INSTRUCTIONS TO FOLLOW:
Please write out the lines of the data exactly, beginning with the first and ending with the line containing "</cotas-list>"; leave the pictures behind.
........
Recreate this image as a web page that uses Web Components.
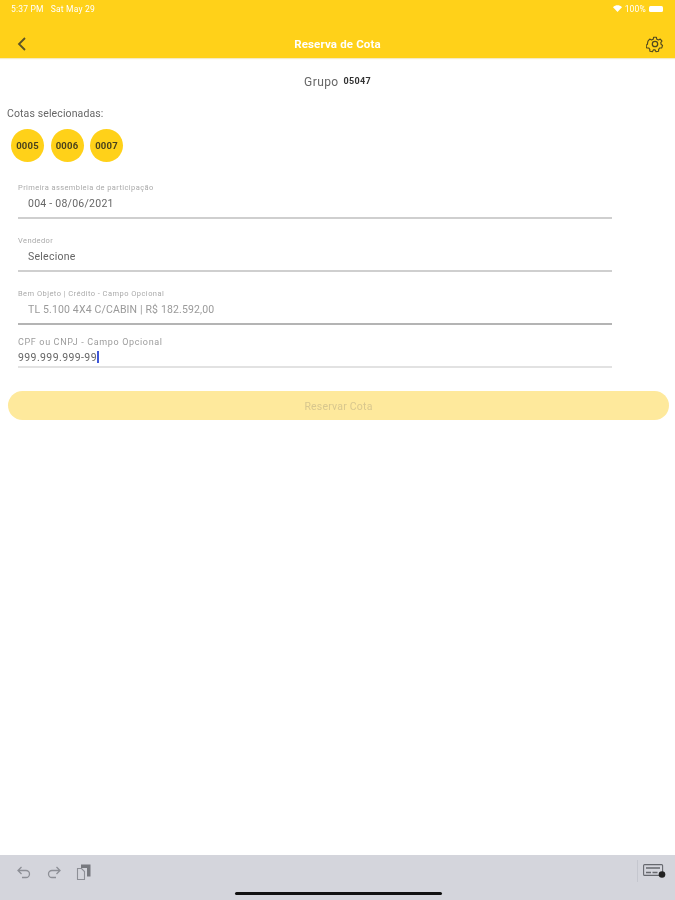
<!DOCTYPE html>
<html lang="pt-BR">
<head>
<meta charset="utf-8">
<title>Reserva de Cota</title>
<style>
  html, body { margin: 0; height: 100%; background: #fff; }
  body { font-family: Roboto, "Liberation Sans", sans-serif; }
</style>
</head>
<body>
<reserva-page>
  <status-bar slot="top"></status-bar>
  <nav-bar slot="top" title="Reserva de Cota"></nav-bar>

  <grupo-title numero="05047"></grupo-title>
  <cotas-list>
    <cota-chip>0005</cota-chip>
    <cota-chip>0006</cota-chip>
    <cota-chip>0007</cota-chip>
  </cotas-list>

  <form-field label="Primeira assembleia de participação" value="004 - 08/06/2021"></form-field>
  <form-field label="Vendedor" value="Selecione" style="--top: 16px"></form-field>
  <form-field label="Bem Objeto | Crédito - Campo Opcional" value="TL 5.100 4X4 C/CABIN | R$ 182.592,00"
    style="--top: 16px; --value-color: #9a9a9a; --value-ls: .15px; --line-color: #b4b4b4; --label-ls: .45px"></form-field>
  <form-field label="CPF ou CNPJ - Campo Opcional" value="999.999.999-99" editing
    style="--top: 12px; --label-size: 9px; --label-ls: .65px; --label-color: #9c9c9c; --value-left: 18px; --value-ls: .4px; --line-color: #e2e2e2; --gap: 3px; --bottom: 1px"></form-field>

  <reserve-button>Reservar Cota</reserve-button>

  <keyboard-bar slot="bottom"></keyboard-bar>
</reserva-page>

<script>
class ReservaPage extends HTMLElement {
  constructor() {
    super();
    this.attachShadow({ mode: "open" });
    this.shadowRoot.innerHTML = `
      <style>
        :host { display: flex; flex-direction: column; height: 900px; overflow: hidden; background: #fff; color: #444; filter: blur(.4px); }
        header { background: #ffd119; height: 58px; box-shadow: 0 1px 1px rgba(240, 225, 170, .7); display: flex; flex-direction: column; }
        main { flex: 1; display: flex; flex-direction: column; }
      </style>
      <header><slot name="top"></slot></header>
      <main><slot></slot></main>
      <slot name="bottom"></slot>
    `;
  }
}

class StatusBar extends HTMLElement {
  constructor() {
    super();
    this.attachShadow({ mode: "open" });
    this.shadowRoot.innerHTML = `
      <style>
        :host { display: flex; justify-content: space-between; align-items: center; height: 17px; margin-bottom: 13px; padding: 0 12px 0 11px; color: #fff; font-size: 8.5px; letter-spacing: .2px; }
        div { display: flex; align-items: center; gap: 7px; }
        .right { gap: 3px; }
        .battery { width: 14px; height: 6px; background: #fff; border-radius: 1.5px; }
      </style>
      <div><span>5:37 PM</span><span>Sat May 29</span></div>
      <div class="right">
        <svg width="9" height="7" viewBox="0 0 9 7"><path d="M0 2.2C2.6-.4 6.4-.4 9 2.2L4.5 7z" fill="#fff"/></svg>
        <span>100%</span>
        <span class="battery"></span>
      </div>
    `;
  }
}

class NavBar extends HTMLElement {
  constructor() {
    super();
    this.attachShadow({ mode: "open" });
    this.shadowRoot.innerHTML = `
      <style>
        :host { display: grid; grid-template-columns: 1fr auto 1fr; align-items: center; flex: 1; padding: 0 11px; }
        h1 { margin: 0; font-size: 11.5px; font-weight: 700; letter-spacing: .15px; color: #fff; }
        svg { display: block; }
        .back { margin-left: 6px; }
        .settings { justify-self: end; }
      </style>
      <svg class="back" width="10" height="16" viewBox="0 0 10 16" fill="none" stroke="#5c5326" stroke-width="1.8"><path d="M8 2 2 8l6 6"/></svg>
      <h1></h1>
      <svg class="settings" width="18" height="18" viewBox="0 0 24 24" fill="none" stroke="#51491f" stroke-width="1.7" stroke-linejoin="round">
        <path d="M10 2h4l.7 3 2.4 1.1 2.7-1.5 2.6 3-1.8 2.4.4 2.5 2.2 1.6-1.2 3.7-2.9.1-1.7 2-.1 2.9-3.8.6-1.3-2.6h-2.7l-1.3 2.6-3.8-.6-.1-2.9-1.7-2-2.9-.1-1.2-3.7 2.2-1.6.4-2.5L1.6 7.6l2.6-3 2.7 1.5L9.3 5z" transform="translate(1.2 1.2) scale(.9)"/>
        <circle cx="12" cy="12" r="3.6"/>
      </svg>
    `;
    this.shadowRoot.querySelector("h1").textContent = this.getAttribute("title");
  }
}

class GrupoTitle extends HTMLElement {
  constructor() {
    super();
    this.attachShadow({ mode: "open" });
    this.shadowRoot.innerHTML = `
      <style>
        :host { display: flex; justify-content: center; align-items: flex-start; gap: 5px; padding-top: 17px; height: 16px; color: #666; font-size: 12px; letter-spacing: .4px; }
        b { font-size: 9px; color: #333; letter-spacing: .3px; padding-top: 1px; }
      </style>
      <span>Grupo</span><b></b>
    `;
    this.shadowRoot.querySelector("b").textContent = this.getAttribute("numero");
  }
}

class CotasList extends HTMLElement {
  constructor() {
    super();
    this.attachShadow({ mode: "open" });
    this.shadowRoot.innerHTML = `
      <style>
        :host { display: block; padding: 16px 0 0 7px; }
        p { margin: 0; height: 13px; line-height: 13px; font-size: 10.5px; letter-spacing: .12px; color: #666; }
        div { display: flex; gap: 6.5px; padding: 9px 0 0 4px; margin-bottom: 20px; }
      </style>
      <p>Cotas selecionadas:</p>
      <div><slot></slot></div>
    `;
  }
}

class CotaChip extends HTMLElement {
  constructor() {
    super();
    this.attachShadow({ mode: "open" });
    this.shadowRoot.innerHTML = `
      <style>
        :host { display: flex; align-items: center; justify-content: center; width: 33px; height: 33px; border-radius: 50%; background: #ffd119; color: #4b431c; font-size: 9.5px; letter-spacing: .2px; font-weight: 700; }
      </style>
      <slot></slot>
    `;
  }
}

class FormField extends HTMLElement {
  constructor() {
    super();
    this.attachShadow({ mode: "open" });
    this.shadowRoot.innerHTML = `
      <style>
        :host { display: block; margin: var(--top, 0) 63px 0 18px; border-bottom: 2px solid var(--line-color, #cfcfcf); padding-bottom: var(--bottom, 6px); }
        label { display: block; height: 11px; line-height: 11px; font-size: var(--label-size, 7.5px); letter-spacing: var(--label-ls, .4px); color: var(--label-color, #aaa); }
        div { height: 14px; line-height: 14px; margin-top: var(--gap, 4px); padding-left: calc(var(--value-left, 28px) - 18px); font-size: 10.5px; letter-spacing: var(--value-ls, .25px); color: var(--value-color, #666); white-space: nowrap; }
        i { display: inline-block; width: 2px; height: 12px; background: #3f57d8; vertical-align: -2px; }
      </style>
      <label></label>
      <div><span></span></div>
    `;
    this.shadowRoot.querySelector("label").textContent = this.getAttribute("label");
    this.shadowRoot.querySelector("span").textContent = this.getAttribute("value");
    if (this.hasAttribute("editing")) {
      this.shadowRoot.querySelector("div").appendChild(document.createElement("i"));
    }
  }
}

class ReserveButton extends HTMLElement {
  constructor() {
    super();
    this.attachShadow({ mode: "open" });
    this.shadowRoot.innerHTML = `
      <style>
        :host { display: flex; align-items: center; justify-content: center; height: 29px; margin: 23px 6px 0 8px; border-radius: 15px; background: #fee99c; color: #d8c78e; font-size: 10.5px; letter-spacing: .2px; padding-top: 1px; box-sizing: border-box; }
      </style>
      <slot></slot>
    `;
  }
}

class KeyboardBar extends HTMLElement {
  constructor() {
    super();
    this.attachShadow({ mode: "open" });
    this.shadowRoot.innerHTML = `
      <style>
        :host { display: flex; align-items: flex-start; position: relative; height: 45px; background: #d4d5dc; box-sizing: border-box; padding: 9px 9px 0 16px; }
        svg { display: block; }
        .tools { display: flex; gap: 14px; flex: 1; }
        .sep { width: 1px; height: 22px; margin: -4px 5px 0 0; background: #c5c7cf; }
        .home { position: absolute; left: 235px; top: 37px; width: 207px; height: 3px; border-radius: 2px; background: #111; }
      </style>
      <div class="tools">
        <svg width="16" height="16" viewBox="0 0 16 16" fill="none" stroke="#8d8f96" stroke-width="1.3"><path d="M5.5 3 2 6.5 5.500 10M2 6.500h8a3.500 3.500 0 0 1 0 7H6"/></svg>
        <svg width="16" height="16" viewBox="0 0 16 16" fill="none" stroke="#8d8f96" stroke-width="1.3"><path d="M10.500 3 14 6.500 10.500 10M14 6.500H6a3.500 3.500 0 0 0 0 7h4"/></svg>
        <svg width="16" height="16" viewBox="0 0 16 16">
          <path d="M5 0.500h9.500v12H11V4H5z" fill="#77797f"/>
          <path d="M1.500 4.500h4l3 3v8h-7z" fill="#d4d5dc" stroke="#8d8f96" stroke-width="1.100"/>
        </svg>
      </div>
      <span class="sep"></span>
      <svg width="23" height="15" viewBox="0 0 23 15" fill="none">
        <rect x=".6" y=".6" width="19" height="10.800" rx="1" stroke="#66686e" stroke-width="1.100"/>
        <path d="M3 4h14M3 8.500h5M9.500 8.500h5" stroke="#66686e" stroke-width="1.300"/>
        <circle cx="19" cy="10.500" r="3.300" fill="#222"/>
      </svg>
      <span class="home"></span>
    `;
  }
}

customElements.define("reserva-page", ReservaPage);
customElements.define("status-bar", StatusBar);
customElements.define("nav-bar", NavBar);
customElements.define("grupo-title", GrupoTitle);
customElements.define("cotas-list", CotasList);
customElements.define("cota-chip", CotaChip);
customElements.define("form-field", FormField);
customElements.define("reserve-button", ReserveButton);
customElements.define("keyboard-bar", KeyboardBar);
</script>
</body>
</html>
........
FULL SOLUTION:
Recreate this image as a web page that uses Web Components.
<!DOCTYPE html>
<html lang="pt-BR">
<head>
<meta charset="utf-8">
<title>Reserva de Cota</title>
<style>
  html, body { margin: 0; height: 100%; background: #fff; }
  body { font-family: Roboto, "Liberation Sans", sans-serif; }
</style>
</head>
<body>
<reserva-page>
  <status-bar slot="top"></status-bar>
  <nav-bar slot="top" title="Reserva de Cota"></nav-bar>

  <grupo-title numero="05047"></grupo-title>
  <cotas-list>
    <cota-chip>0005</cota-chip>
    <cota-chip>0006</cota-chip>
    <cota-chip>0007</cota-chip>
  </cotas-list>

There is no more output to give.